34        This specialized tribunal is interpreting its enabling legislation. Deference will usually be accorded in these circumstances… Only if the Board’s decision is unreasonable will it be set aside. And to be unreasonable, as this Court said in Dunsmuir, the decision must be said to fall outside “a range of possible, acceptable outcomes which are defensible in respect of the facts and law” (para. 47). Far from falling outside this range, I see the Board’s decision as unassailable under either standard of review.

[14]      The majority in Smith made the same statement, with Justice Fish recalling Dunsmuir by stating that interpretation of a home statute “will usually attract a reasonableness standard of review” as per Dunsmuir and subsequent case law (at para 28). Similarly, in Mowat, the Court observed, “if the issue relates to the interpretation and application of its own statute, is within its expertise and does not raise issues of general legal importance, the standard of reasonableness will generally apply and the Tribunal will be entitled to deference” (at para 24).

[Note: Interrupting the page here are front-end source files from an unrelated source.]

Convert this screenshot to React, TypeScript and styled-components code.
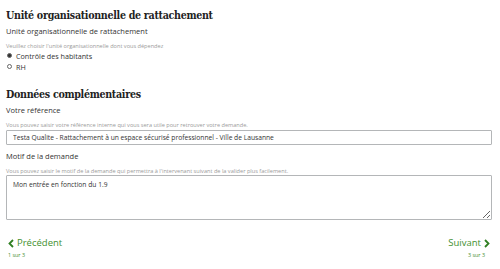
import React from 'react';
import styled, { createGlobalStyle } from 'styled-components';

const Global = createGlobalStyle`
  html, body {
    margin: 0;
    padding: 0;
    background: #fff;
  }
  body {
    font-family: 'Open Sans', 'Liberation Sans', sans-serif;
    color: #333;
  }
`;

const Page = styled.div`
  width: 500px;
  height: 269px;
  box-sizing: border-box;
  padding: 6px 8px 0 6px;
  display: flex;
  flex-direction: column;
`;

const Heading = styled.h2<{ $top?: number }>`
  margin: ${(p) => p.$top ?? 0}px 0 0 0;
  font-family: 'DejaVu Serif', serif;
  font-stretch: condensed;
  font-weight: bold;
  font-size: 10.6px;
  letter-spacing: -0.3px;
  line-height: 18px;
  color: #222;
`;

const Label = styled.div<{ $top?: number }>`
  margin-top: ${(p) => p.$top ?? 2}px;
  font-size: 7.5px;
  line-height: 11px;
  color: #333;
`;

const Hint = styled.div`
  margin-top: 5px;
  font-size: 5.6px;
  line-height: 8px;
  color: #9a9a9a;
`;

const Options = styled.div`
  display: flex;
  flex-direction: column;
`;

const Option = styled.label`
  display: flex;
  align-items: center;
  gap: 4px;
  height: 11px;
  font-size: 7.2px;
  color: #333;
`;

const Dot = styled.span<{ $on?: boolean }>`
  width: 3px;
  height: 3px;
  margin-left: 1px;
  border-radius: 50%;
  border: 0.6px solid #666;
  background: ${(p) => (p.$on ? '#333' : '#fff')};
`;

const Input = styled.input`
  margin-top: 1px;
  width: 486px;
  height: 15px;
  box-sizing: border-box;
  border: 1px solid #b4b6b8;
  border-radius: 1px;
  padding: 0 6px;
  font-family: 'Open Sans', 'Liberation Sans', sans-serif;
  font-size: 6.7px;
  color: #333;
  outline: none;
`;

const Area = styled.textarea`
  width: 486px;
  height: 45px;
  box-sizing: border-box;
  border: 1px solid #b4b6b8;
  border-radius: 1px;
  padding: 4px 6px;
  margin: 0;
  font-family: 'Open Sans', 'Liberation Sans', sans-serif;
  font-size: 6.7px;
  color: #333;
  outline: none;
  display: block;
`;

const Nav = styled.div`
  margin-top: 16px;
  display: flex;
  justify-content: space-between;
  padding: 0 2px 0 2px;
`;

const Step = styled.div<{ $right?: boolean }>`
  display: flex;
  flex-direction: column;
  align-items: ${(p) => (p.$right ? 'flex-end' : 'flex-start')};
`;

const NavLink = styled.a`
  display: flex;
  align-items: center;
  gap: 3px;
  font-size: 9.5px;
  line-height: 14px;
  color: #3f8f2f;
  text-decoration: none;
`;

const Count = styled.div<{ $right?: boolean }>`
  font-size: 5.4px;
  line-height: 8px;
  color: #3f8f2f;
  margin-top: 1px;
  ${(p) => (p.$right ? 'margin-right: 5px;' : 'margin-left: 0;')}
`;

const Chevron = ({ dir }: { dir: 'l' | 'r' }) => (
  <svg width="6" height="9" viewBox="0 0 6 9">
    <path
      d={dir === 'l' ? 'M5 1 L1.5 4.5 L5 8' : 'M1 1 L4.5 4.5 L1 8'}
      fill="none"
      stroke="#2f7f22"
      strokeWidth="1.8"
    />
  </svg>
);

export default function App() {
  return (
    <Page>
      <Global />
      <Heading>Unité organisationnelle de rattachement</Heading>
      <Label>Unité organisationnelle de rattachement</Label>
      <Hint>Veuillez choisir l'unité organisationnelle dont vous dépendez</Hint>
      <Options>
        <Option>
          <Dot $on />
          Contrôle des habitants
        </Option>
        <Option>
          <Dot />
          RH
        </Option>
      </Options>
      <Heading $top={13}>Données complémentaires</Heading>
      <Label>Votre référence</Label>
      <Hint>Vous pouvez saisir votre référence interne qui vous sera utile pour retrouver votre demande.</Hint>
      <Input
        readOnly
        value="Testa Qualite - Rattachement à un espace sécurisé professionnel - Ville de Lausanne"
      />
      <Label $top={6}>Motif de la demande</Label>
      <Hint>
        Vous pouvez saisir le motif de la demande qui permettra à l'intervenant suivant de la valider plus facilement.
      </Hint>
      <Area readOnly defaultValue="Mon entrée en fonction du 1.9" />
      <Nav>
        <Step>
          <NavLink href="#">
            <Chevron dir="l" />
            Précédent
          </NavLink>
          <Count>1 sur 3</Count>
        </Step>
        <Step $right>
          <NavLink href="#">
            Suivant
            <Chevron dir="r" />
          </NavLink>
          <Count $right>3 sur 3</Count>
        </Step>
      </Nav>
    </Page>
  );
}
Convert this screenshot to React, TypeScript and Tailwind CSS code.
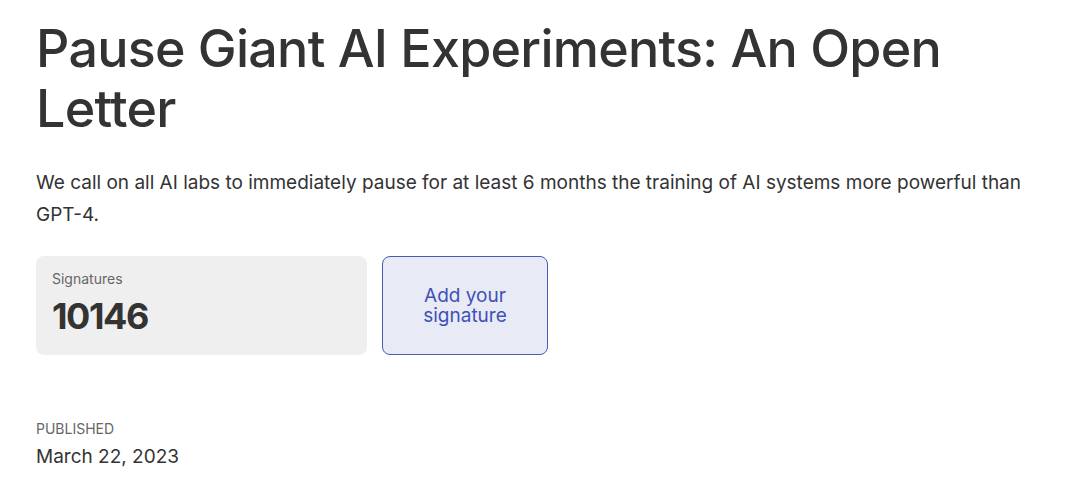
export default function App() {
  return (
    <div className="min-h-[495px] bg-white px-9 pt-[19px] text-[#333333]" style={{ fontFamily: 'Inter, "Noto Sans", sans-serif' }}>
      <h1 className="text-[52px] font-medium leading-[60px] tracking-[-0.75px]">
        Pause Giant AI Experiments: An Open Letter
      </h1>
      <p className="mt-[28px] text-[19px] leading-[32px] text-[#333333]">
        We call on all AI labs to immediately pause for at least 6 months the training of AI systems more powerful than GPT-4.
      </p>
      <div className="mt-[25px] flex gap-[15px]">
        <div className="flex h-[99px] w-[331px] flex-col rounded-lg bg-[#efefef] px-4 pt-[13px]">
          <div className="text-[14px] leading-5 text-[#666666]">Signatures</div>
          <div className="mt-[7px] text-[36px] font-bold leading-10 tracking-[-1.4px] text-[#333333]">10146</div>
        </div>
        <button className="flex h-[99px] w-[166px] items-center justify-center rounded-lg border border-[#4a5ab5] bg-[#e8eaf6] text-center text-[19px] leading-[20px] text-[#3f51b5]">
          Add your
          <br />
          signature
        </button>
      </div>
      <div className="mt-[64px] text-[14px] uppercase leading-5 text-[#666666]">Published</div>
      <div className="mt-[6px] text-[19px] leading-6 text-[#333333]">March 22, 2023</div>
    </div>
  );
}
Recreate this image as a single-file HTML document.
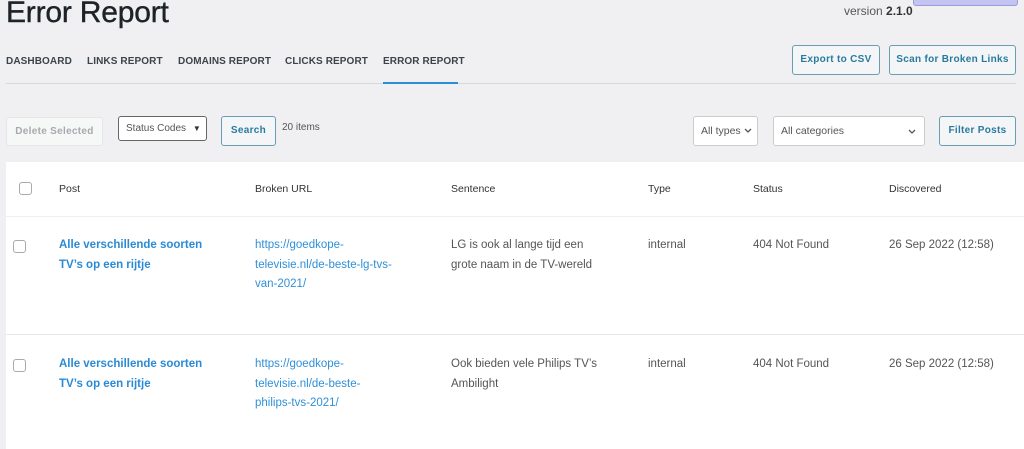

Finally, in Alberta Teachers (at para 30), the majority stated the following with respect to statutory interpretation:

[…]      There is authority that “[d]eference will usually result where a tribunal is interpreting its own statute or statutes closely connected to its function, with which it will have particular familiarity” […] This principle applies unless the interpretation of the home statute falls into one of the categories of questions to which the correctness standard continues to apply, i.e., “constitutional questions, questions of law that are of central importance to the legal system as a whole and that are outside the adjudicator’s expertise, ... questions regarding the jurisdictional lines between two or more competing specialized tribunals [and] true questions of jurisdiction or vires’ […].” [citations omitted]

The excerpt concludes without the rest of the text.